――経済成長が著しいアジアでの液化天然ガス(LNG)の需要をどうみるか
「アジアでは、(火力発電の燃料を)石炭からLNGに換えることで二酸化炭素(CO2)の排出量削減を目指す国もある。(巨額の新規投資が必要な)再生可能エネルギーへいきなり移行するのは難しいからだ。アジアを低炭素から脱炭素に移行させるかを真剣に考えないといけない」
――国内外で再エネ由来の電力を増やす目標を掲げている
「現在は太陽光やバイオマスの発電が中心だが、今後伸ばすのは洋上風力。国内でも将来の可能性が大きい。2030年までに(足元の約4倍の)600万キロワットまで伸ばす計画だ」
――洋上風力をどう伸ばしていくか
「将来性があるのは(風車を海底に固定しない)浮体式だ。1社でやるには規模が大きく、他社との連携も必要となる。出資している(浮体技術に強みがある)米新興企業から技術を習得するなどして進める」
――令和12年に国内ガス販売量の1%を水素とCO2から合成するe−メタン由来とする目標を掲げる
「既に研究所で(都市ガスに使用するメタンと)同等成分のe−メタンを作っている。1%は実際には約8千万立方メートルという膨大な量で、大規模なプラントが必要。

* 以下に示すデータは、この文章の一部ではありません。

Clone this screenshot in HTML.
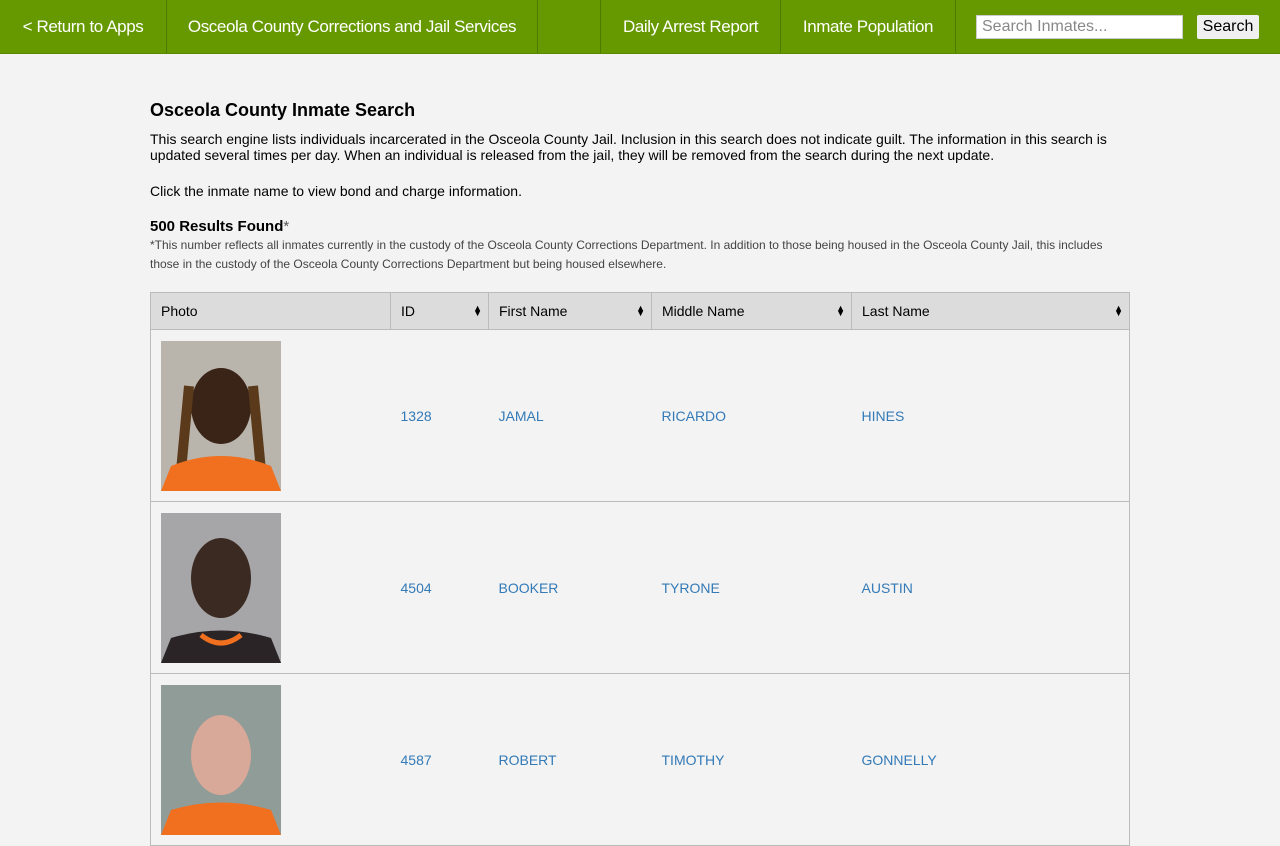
<!DOCTYPE html>
<html><head><style>
body{margin:0;background:#f3f3f3;font-family:"Liberation Sans",Arial,sans-serif;width:1280px;height:800px;overflow:hidden;position:relative}
.nav{position:absolute;left:0;top:0;width:1280px;height:53px;background:#669900;border-bottom:1px solid #5a8800}
.nav a{position:absolute;top:0;height:53px;line-height:53px;color:#fff;font-size:17px;text-align:center;letter-spacing:-0.4px}
.sep{position:absolute;top:0;width:1px;height:53px;background:#4f7a00}
.srch{position:absolute;left:976px;top:15px;width:207px;height:24px;background:#fff;border:1px solid #ccc;box-sizing:border-box;color:#888;font-size:16px;line-height:22px;padding-left:5px}
.btn{position:absolute;left:1197px;top:15px;width:62px;height:24px;background:#f0f0f0;border-radius:2px;font-size:16px;line-height:24px;text-align:center;color:#000}
.c{position:absolute;left:150px;width:980px}
h1{position:absolute;left:150px;top:100px;margin:0;font-size:18px;font-weight:bold}
p{margin:0;font-size:14px;line-height:16px;color:#000}
.small{font-size:12px;line-height:19px;color:#444}
table{position:absolute;left:150px;top:292px;width:980px;border-collapse:collapse;font-size:14px}
th{background:#dcdcdc;height:37px;text-align:left;font-weight:normal;padding:0 10px;border:1px solid #bbb;position:relative;box-sizing:border-box}
th .s{position:absolute;right:6px;top:13px;font-size:9px;line-height:5px}
td{border-bottom:1px solid #bbb;height:171px;padding:0 10px;color:#337ab7;vertical-align:middle}
tr td:first-child{border-left:1px solid #bbb}
tr td:last-child{border-right:1px solid #bbb}
.ph{width:120px;height:150px;display:block}
</style></head><body>
<div class="nav">
<a style="left:0;width:166px">&lt; Return to Apps</a><div class="sep" style="left:166px"></div>
<a style="left:167px;width:370px">Osceola County Corrections and Jail Services</a><div class="sep" style="left:537px"></div>
<div class="sep" style="left:600px"></div>
<a style="left:601px;width:179px">Daily Arrest Report</a><div class="sep" style="left:780px"></div>
<a style="left:781px;width:174px">Inmate Population</a><div class="sep" style="left:955px"></div>
<div class="srch">Search Inmates...</div><div class="btn">Search</div>
</div>
<h1>Osceola County Inmate Search</h1>
<div class="c" style="top:131px"><p>This search engine lists individuals incarcerated in the Osceola County Jail. Inclusion in this search does not indicate guilt. The information in this search is updated several times per day. When an individual is released from the jail, they will be removed from the search during the next update.</p></div>
<div class="c" style="top:183px"><p>Click the inmate name to view bond and charge information.</p></div>
<div class="c" style="top:219px"><p style="font-size:15px;font-weight:bold">500 Results Found<span style="font-weight:normal;color:#555">*</span></p></div>
<div class="c" style="top:236px"><p class="small">*This number reflects all inmates currently in the custody of the Osceola County Corrections Department. In addition to those being housed in the Osceola County Jail, this includes those in the custody of the Osceola County Corrections Department but being housed elsewhere.</p></div>
<table>
<tr><th style="width:240px">Photo</th><th style="width:98px">ID<span class="s">▲<br>▼</span></th><th style="width:163px">First Name<span class="s">▲<br>▼</span></th><th style="width:200px">Middle Name<span class="s">▲<br>▼</span></th><th>Last Name<span class="s">▲<br>▼</span></th></tr>
<tr><td><svg class="ph" viewBox="0 0 120 150"><rect width="120" height="150" fill="#b9b4ac"/><ellipse cx="60" cy="65" rx="30" ry="38" fill="#3a2418"/><path d="M28 45 L20 130 M92 45 L100 130" stroke="#5a3a1a" stroke-width="10"/><path d="M0 150 L10 125 Q60 105 110 125 L120 150Z" fill="#f07020"/></svg></td><td>1328</td><td>JAMAL</td><td>RICARDO</td><td>HINES</td></tr>
<tr><td><svg class="ph" viewBox="0 0 120 150"><rect width="120" height="150" fill="#a6a6a8"/><ellipse cx="60" cy="65" rx="30" ry="40" fill="#3b2a22"/><path d="M0 150 L10 125 Q60 110 110 125 L120 150Z" fill="#2a2426"/><path d="M40 122 Q60 138 80 122" stroke="#f07020" stroke-width="5" fill="none"/></svg></td><td>4504</td><td>BOOKER</td><td>TYRONE</td><td>AUSTIN</td></tr>
<tr><td><svg class="ph" viewBox="0 0 120 150"><rect width="120" height="150" fill="#8f9c98"/><ellipse cx="60" cy="70" rx="30" ry="40" fill="#d8a898"/><path d="M0 150 L10 125 Q60 110 110 125 L120 150Z" fill="#f07020"/></svg></td><td>4587</td><td>ROBERT</td><td>TIMOTHY</td><td>GONNELLY</td></tr>
</table>
</body></html>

水素を安く作れ、CO2を容易に入手でき、日本に輸出するインフラなどをトータルで考え、(参加する)米国のプロジェクトを優先的に進めている」
――5月の先進7カ国首脳会議(G7広島サミット)でエネルギー分野も主要テーマとして議論された
「(首脳声明で)脱炭素化は欧州流の手法だけではなく、(各国の手法に)さまざまな道筋があることが明確にされたのが良かった」
――脱炭素社会で目指す企業像は
「会社名は東京ガスだが、日本全国、海外にも事業を広げており、電力事業も第2の柱といっていいレベル。すぐに名前を変えるわけではないが、総合的に展開するエネルギー企業としてブランドの再構築は考えている」(梶村孝徳)
ささやま・しんいち 東大工卒。昭和61年、東京ガス入社。執行役員総合企画部長、常務執行役員、取締役専務執行役員、副社長などを経て、令和5年4月1日に社長就任。61歳。岡山県出身。